Which posed the question: does Beethoven actually need much in the way of interpretative intervention? I suppose that depends on who's intervening, and if you attended the Wigmore Hall on Saturday night, you certainly won't have felt indifferent to what you heard. It was the Hagen Quartet's turn to present "Beethoven as a symbol of European Friendship" (the Carmina, Keller and Mosaiques Quartets are scheduled for early next year). Their journey shunted us back and forth from Beethoven's last quartet (Op 135), through the pensive "storm and stress" of his C minor (Op 18 No 4) to the celestial commentaries of his epic 14th in C sharp minor, Op 131.

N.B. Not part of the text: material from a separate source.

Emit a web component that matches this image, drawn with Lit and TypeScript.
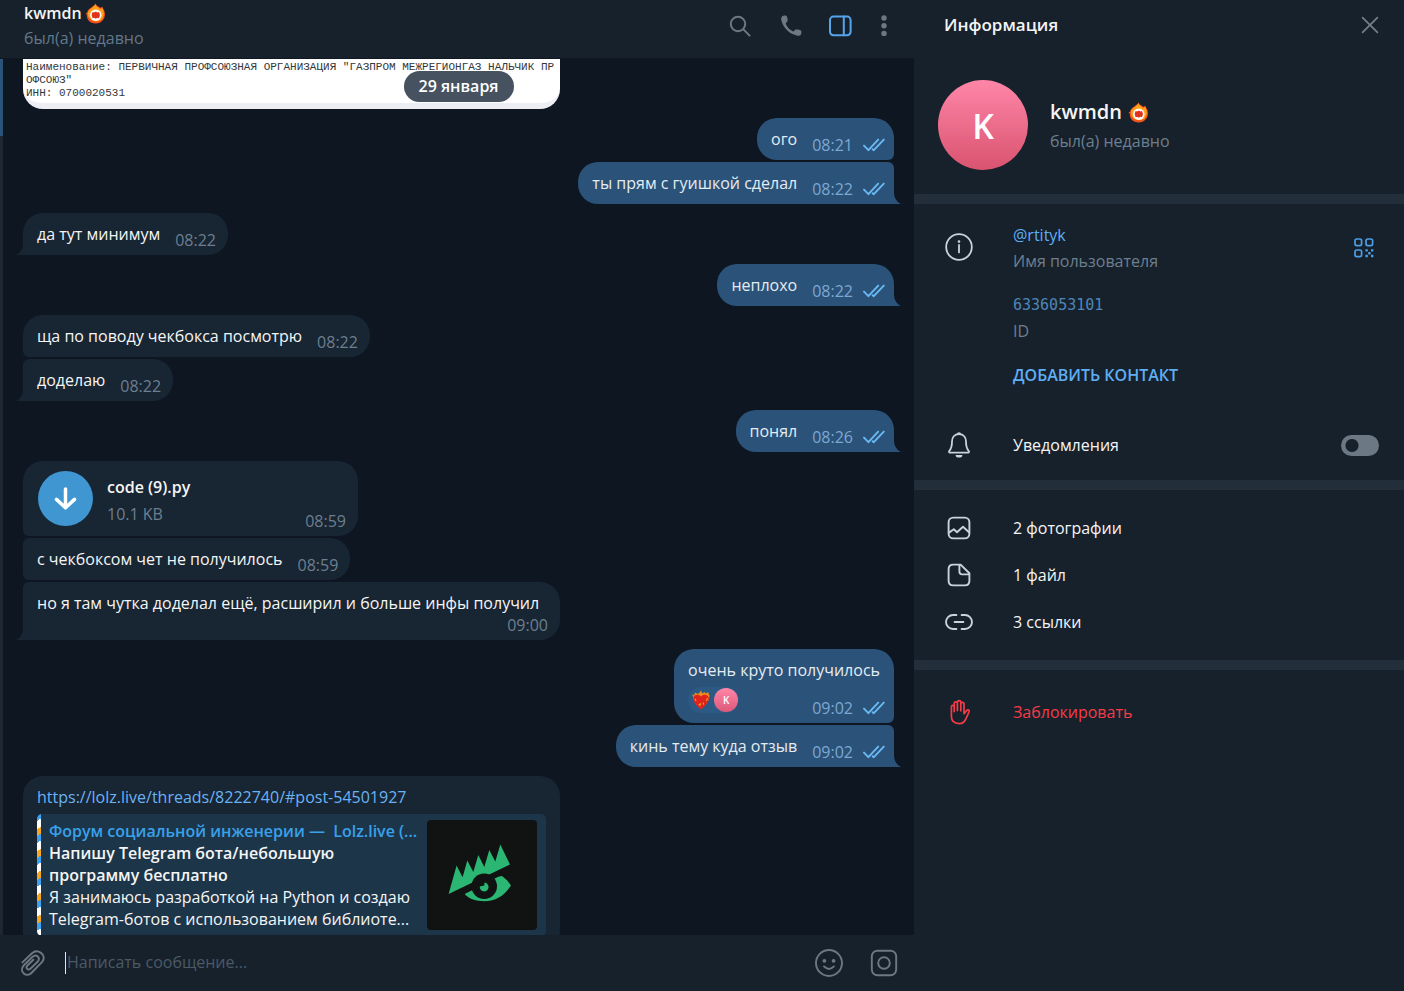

The playing was breathtaking in its precision, dynamism and agility, with so much inflexional variety and quick-fire point-making that you constantly wanted to shout "hold on there - what was that you played? Let's hear it again!" To be honest, there was probably too much going on, though the sheer physical force of Op 135's scherzo - the manic trio in particular - exerted a circus-like fascination. Eccentricities were legion. The C minor Quartet's opening Allegro ma non tanto, for example, fired away at such a ridiculously fast tempo that pensiveness gave way to mild hysteria. As a "one off" it made for a thrilling encounter, but I'd not want to hear it again.

The scherzo was more extreme still, though when it came to Op 131, Beethoven steals the lead on all potential interpreters by parading so many outrageous ideas - one after the other, and with perennial unpredictability - that even the Hagens were brought to heel. Here they calmed to a more acceptable level of excitability and their performance was filled with subtlety and wonder.